Table 14: Register Map Setup
Register | Location | Operation |
INDA | $1F6 | When read or written writes to the cog memory address set my SETINDA. After being accessed auto increments. Condition codes are not allowed to be used with INDA register access. |
INDB | $1F7 | When read or written writes to the cog memory address set my SETINDB. After being accessed auto increments. Condition codes are not allowed to be used with INDB register access. |
PINA | $1F8 | When written changes the state of the I/O pin attached to port A. When read, returns the state of the I/O port attached to PINA. |
PINB | $1F9 | When written changes the state of the I/O pin attached to port A. When read, returns the state of the I/O port attached to PINB. |
PINC | $1FA | When written changes the state of the I/O pin attached to port A. When read, returns the state of the I/O port attached to PINC. |
PIND | $1FB | When written changes the state of the I/O pin attached to port A. When read, returns the state of the I/O port attached to PIND. |
DIRA | $1FC | Enables or disables the output functionally of PORTA. Input reading is never disabled. |
DIRB | $1FD | Enables or disables the output functionally of PORTB. Input reading is never disabled. |
DIRC | $1FE | Enables or disables the output functionally of PORTC. Input reading is never disabled. |
DIRD | $1FF | Enables or disables the output functionally of PORTD. Input reading is never disabled. |
Counter Modules
Each cog has two counter modules – CTRA and CTRB. Each counter module has a FRQ, PHS, SIN, and COS register. The counter modules control the SIN and COS registers to track the phase and power of a signal. The FRQ and PHS registers work the same. Each counter module also has logic modes, which allow it to accumulate given different logic equations involving a selected pin A and pin B – see P8X32A. The counter modes now also feature quadrature encoder accumulation and automatic PWM generation.
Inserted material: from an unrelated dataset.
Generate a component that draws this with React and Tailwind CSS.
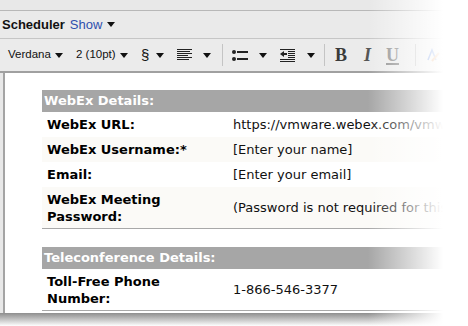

Table 25: Counter Hardware Access Instructions
Mnemonic | Operand | Operation |
GETPHSA | D | Store PHSA in D |
GETPHZA | D | Store PHSA in D and zero PHSA. |
GETCOSA | D | Store COSA in D |
GETSINA | D | Store SINA in D |
GETPHSB | D | Store PHSB in D |
GETPHZB | D | Store PHSB in D and zero PHSB |
GETCOSB | D | Store COSB in D |
GETSINB | D | Store SINB in D |
SETCTRA | D/#n | Set CTRA mode to D/n. |
SETWAVA | D/#n | Set CTRA wave mode to D/n. |
SETFRQA | D/#n | Set FRQA to D/n |
SETPHSA | D/#n | Set PSHA to D/n. |
ADDPHSA | D/#n | Add D/n to PSHA |
SUBPHSA | D/#n | Subtract D/n from PSHA. |
SYNCTRA | Wait for PHSA to overflow | |
CAPCTRA | Remove current sum from PHSA | |
SETCTRB | D/#n | Set CTRB mode to D/n |
SETWAVB | D/#n | Set CTRB wave mode to D/n. |
SETFRQB | D/#n | Set FRQB to D/n |
SETPHSB | D/#n | Set PSHB to D/n |
ADDPHSB | D/#n | Add D/n to PSHB |
SUBPHSB | D/#n | Subtract D/n from PSHB |
SYNCTRB | Wait for PHSB to overflow | |
CAPCTRB | Remove current sum from PHSB |
Byte/Word Field Mover
Each cog has a field mover that can move a byte or word from any field in S into any field in D. To use the field mover, you must first configure it using SETF. Then, you can use MOVF to perform the moves.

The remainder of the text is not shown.